The announcement comes on the same day that William “Brit” Kirwan, chairman emeritus of the University System of Maryland and chair of the state commission reviewing state education policy and funding, released a preliminary report. Lawmakers vowed that the preliminary and final recommendations of the 25-member commission will provide a road map to Maryland creating a best in the nation K-12 education system.

“Maryland simply cannot expect to be globally competitive if it doesn’t have the workforce to match,” Kirwan said. “To get there, we need to make sure all of our citizens are equipped with the knowledge and skills to have successful careers and a high quality of life.”

Kirwan said Maryland is “not where we should be” when it comes to meeting those goals. “Maryland is in the middle of the pack at best with achievement gaps based on race and socio-economic status that are unacceptable,” he said. “Maryland schools at present are a long, long way from being the best.”

Kirwan’s commission is charged with updating a 2002 education funding formula, commonly called the Thornton Formula, that pushed $1.3 billion into education once it was fully phased it. Additionally, the panel will make policy recommendations to improve classroom performance.

The commission isn’t expected to deliver final recommendations until the end of the year, after the 2018 election but before the General Assembly and governor are sworn in in January.

Lawmakers said they plan to implement preliminary recommendations this year, as part of the preparation for those final recommendations, at a cost of about $25 million. The provisions include:

  • $250,000 for a program to encourage the top 25 percent of high school graduates to pursue teaching careers.
  • Requiring $2 million in the budget annually for 100 teaching scholarships.
  • $2.5 million for 50 grants for early literacy programs in schools with high rates of free and reduced meal participants.
  • $5 million annually for grants for programs that would provide extended learning day and summer programs for students in schools with high rates of free and reduced meal participants.
  • Development of career and technical education programs at a cost of $2 million annually.
  • Expansion of pre-kindergarten classes for low-income 4-year olds by mandating state spending be maintained at the fiscal 2019 level, including $15 million annually to replace federal funding along with the $8 million state match.
  • $350,000 for a consultant to study current costs of special education and develop a funding formula for students in special education.

“We thought it was important to start down the path,” said Sen. Paul G. Pinsky, D-Prince George’s. “This legislation is the precursor to the full bill that is going to come next year but it has all the elements of the bill, it’s just the beginning steps.”

Kirwan said the state will likely have to spend more on education, including all day pre-kindergarten, increased teacher salaries and certification standards, and curriculum improvements that would allow students in their last two years of high school to begin rigorous college prep classes or to earn an associate’s degree.

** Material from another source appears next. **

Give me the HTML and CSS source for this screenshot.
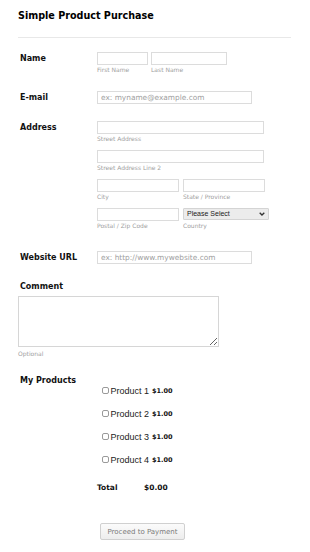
FILE: index.html
```html
<!DOCTYPE html>
<html lang="en">
<head>
  <meta charset="UTF-8">
  <meta name="viewport" content="width=device-width, initial-scale=1.0">
  <title>Simple Product Purchase</title>
  <link rel="stylesheet" href="styles.css">
</head>
<body>

  <form class="form">
    <h1 class="form-title">Simple Product Purchase</h1>
    <hr class="divider">

    <div class="form-row row-name">
      <label class="form-label">Name</label>
      <div class="field">
        <div class="pair">
          <div class="sub-field">
            <input type="text" class="input input-first">
            <span class="sublabel">First Name</span>
          </div>
          <div class="sub-field">
            <input type="text" class="input input-last">
            <span class="sublabel">Last Name</span>
          </div>
        </div>
      </div>
    </div>

    <div class="form-row row-email">
      <label class="form-label">E-mail</label>
      <div class="field">
        <input type="text" class="input input-wide" placeholder="ex: myname@example.com">
      </div>
    </div>

    <div class="form-row row-address">
      <label class="form-label">Address</label>
      <div class="field address">
        <div class="sub-field">
          <input type="text" class="input input-street">
          <span class="sublabel">Street Address</span>
        </div>
        <div class="sub-field">
          <input type="text" class="input input-street">
          <span class="sublabel">Street Address Line 2</span>
        </div>
        <div class="pair gap">
          <div class="sub-field">
            <input type="text" class="input input-half">
            <span class="sublabel">City</span>
          </div>
          <div class="sub-field">
            <input type="text" class="input input-half">
            <span class="sublabel">State / Province</span>
          </div>
        </div>
        <div class="pair gap">
          <div class="sub-field">
            <input type="text" class="input input-half">
            <span class="sublabel">Postal / Zip Code</span>
          </div>
          <div class="sub-field">
            <div class="select-wrap">
              <select class="select">
                <option>Please Select</option>
              </select>
              <svg class="chevron" width="6" height="4" viewBox="0 0 6 4"><path d="M0.7 0.7 L3 3 L5.3 0.7" fill="none" stroke="#333" stroke-width="1.3"/></svg>
            </div>
            <span class="sublabel">Country</span>
          </div>
        </div>
      </div>
    </div>

    <div class="form-row row-website">
      <label class="form-label">Website URL</label>
      <div class="field">
        <input type="text" class="input input-wide" placeholder="ex: http://www.mywebsite.com">
      </div>
    </div>

    <div class="form-block row-comment">
      <label class="form-label">Comment</label>
      <textarea class="textarea"></textarea>
      <span class="sublabel">Optional</span>
    </div>

    <div class="form-row row-products">
      <label class="form-label">My Products</label>
      <div class="field">
        <div class="products">
          <label class="product"><input type="checkbox" class="check">Product 1 <b class="price">$1.00</b></label>
          <label class="product"><input type="checkbox" class="check">Product 2 <b class="price">$1.00</b></label>
          <label class="product"><input type="checkbox" class="check">Product 3 <b class="price">$1.00</b></label>
          <label class="product"><input type="checkbox" class="check">Product 4 <b class="price">$1.00</b></label>
        </div>
        <div class="total">
          <span class="total-label">Total</span>
          <span class="total-value">$0.00</span>
        </div>
        <button type="button" class="pay-button">Proceed to Payment</button>
      </div>
    </div>
  </form>

</body>
</html>
```

FILE: styles.css
```css
body {
  margin: 0;
  padding: 0;
  background-color: #fff;
  font-family: "DejaVu Sans", Verdana, sans-serif;
  color: #111;
}

.form {
  padding: 10px 19px 0 18px;
}

.form-title {
  margin: 0;
  font-size: 9.6px;
  line-height: 12px;
  font-weight: bold;
  color: #000;
}

.divider {
  margin: 14.5px 0 0;
  border: none;
  border-top: 1px solid #e8e8e8;
  height: 0;
}

.form-row {
  display: flex;
  align-items: flex-start;
}

.form-label {
  display: block;
  width: 79px;
  padding-left: 2px;
  box-sizing: border-box;
  flex-shrink: 0;
  font-size: 8px;
  line-height: 13px;
  font-weight: bold;
  color: #111;
}

.field {
  display: flex;
  flex-direction: column;
}

.row-name { margin-top: 14.5px; }
.row-email { margin-top: 16.5px; }
.row-address { margin-top: 17px; }
.row-website { margin-top: 21px; }
.row-comment { margin-top: 16px; }
.row-products { margin-top: 16px; }

.pair {
  display: flex;
  gap: 3px;
}

.pair.gap {
  gap: 4px;
}

.address {
  gap: 7px;
}

.sub-field {
  display: flex;
  flex-direction: column;
}

.input {
  box-sizing: border-box;
  height: 13px;
  margin: 0;
  padding: 0 3px;
  border: 1px solid #dcdcdc;
  border-radius: 0;
  background: #fff;
  font-family: "DejaVu Sans", Verdana, sans-serif;
  font-size: 7.4px;
  color: #333;
  outline: none;
}

.input::placeholder {
  color: #a0a0a0;
}

.input-first { width: 51px; }
.input-last { width: 76px; }
.input-wide { width: 155px; }
.input-street { width: 167px; }
.input-half { width: 82px; }

.sublabel {
  display: block;
  margin-top: 1px;
  font-size: 6px;
  line-height: 8px;
  color: #a0a0a0;
}

.select-wrap {
  position: relative;
  width: 86px;
}

.select {
  -webkit-appearance: none;
  appearance: none;
  display: block;
  box-sizing: border-box;
  width: 86px;
  height: 12px;
  margin: 0 0 1px;
  padding: 0 3px;
  border: 1px solid #d4d4d4;
  border-radius: 1px;
  background: #ececec;
  font-family: "Liberation Sans", Arial, sans-serif;
  font-size: 7px;
  color: #1a1a1a;
}

.chevron {
  position: absolute;
  right: 4px;
  top: 4px;
  pointer-events: none;
}

.form-block {
  display: flex;
  flex-direction: column;
}

.textarea {
  box-sizing: border-box;
  width: 201px;
  height: 51px;
  margin: 3px 0 0;
  border: 1px solid #d6d6d6;
  border-radius: 0;
  resize: both;
}

.row-comment .sublabel {
  margin-top: 3px;
}

.products {
  display: flex;
  flex-direction: column;
  gap: 11px;
  padding: 11px 0 0 5px;
}

.product {
  display: flex;
  align-items: center;
  font-family: "Liberation Sans", Arial, sans-serif;
  font-size: 9px;
  line-height: 12px;
  color: #222;
}

.check {
  -webkit-appearance: none;
  appearance: none;
  box-sizing: border-box;
  width: 7px;
  height: 7px;
  margin: 0 1.5px 0 0;
  border: 1px solid #9a9a9a;
  border-radius: 2px;
  background: #fff;
}

.price {
  margin-left: 3px;
  font-family: "DejaVu Sans", Verdana, sans-serif;
  font-size: 6.5px;
  font-weight: bold;
  color: #111;
}

.total {
  display: flex;
  margin-top: 16.5px;
  font-size: 7.5px;
  line-height: 12px;
  font-weight: bold;
  color: #111;
}

.total-label {
  width: 47px;
}

.pay-button {
  align-self: flex-start;
  box-sizing: border-box;
  width: 85px;
  height: 17px;
  margin: 29px 0 0 3px;
  padding: 0;
  border: 1px solid #d0d0d0;
  border-radius: 2px;
  background: linear-gradient(#fbfbfb, #ededed);
  font-family: "DejaVu Sans", Verdana, sans-serif;
  font-size: 7px;
  color: #7a7a7a;
  cursor: pointer;
}
```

The costs of the programs that are likely to be recommended could be staggering. Thornton cost a budget-busting $1.3 billion to implement once it was phased in. No price tag has been set on the Kirwan recommendations, but some lawmakers acknowledge it could be expensive.

In an interview last month, Del. Maggie McIntosh, D-Baltimore and chair of the House Appropriations Committee, said it was unknown how the costs of the program would be funded. When asked, McIntosh said she could not rule out the prospect of a tax increase.

Additionally, some say the recommendations will push more money into poorer jurisdictions at the expense of richer ones, such as Montgomery County — a concern that some feel led to pushing back a final report until the end of this year.

“That suspicion is just flat-out wrong,” Kirwan said.

Del. Adrienne A. Jones, D-Baltimore County and House speaker pro tem, agreed with Kirwan, calling the suspicions “absolutely not true.”

“We could have rushed to have something last year, but you want to do it right. You want it and our citizens and parents and children deserve it. To said that, that’s sort of an insult to us and all the hard work and hours we’ve put in.”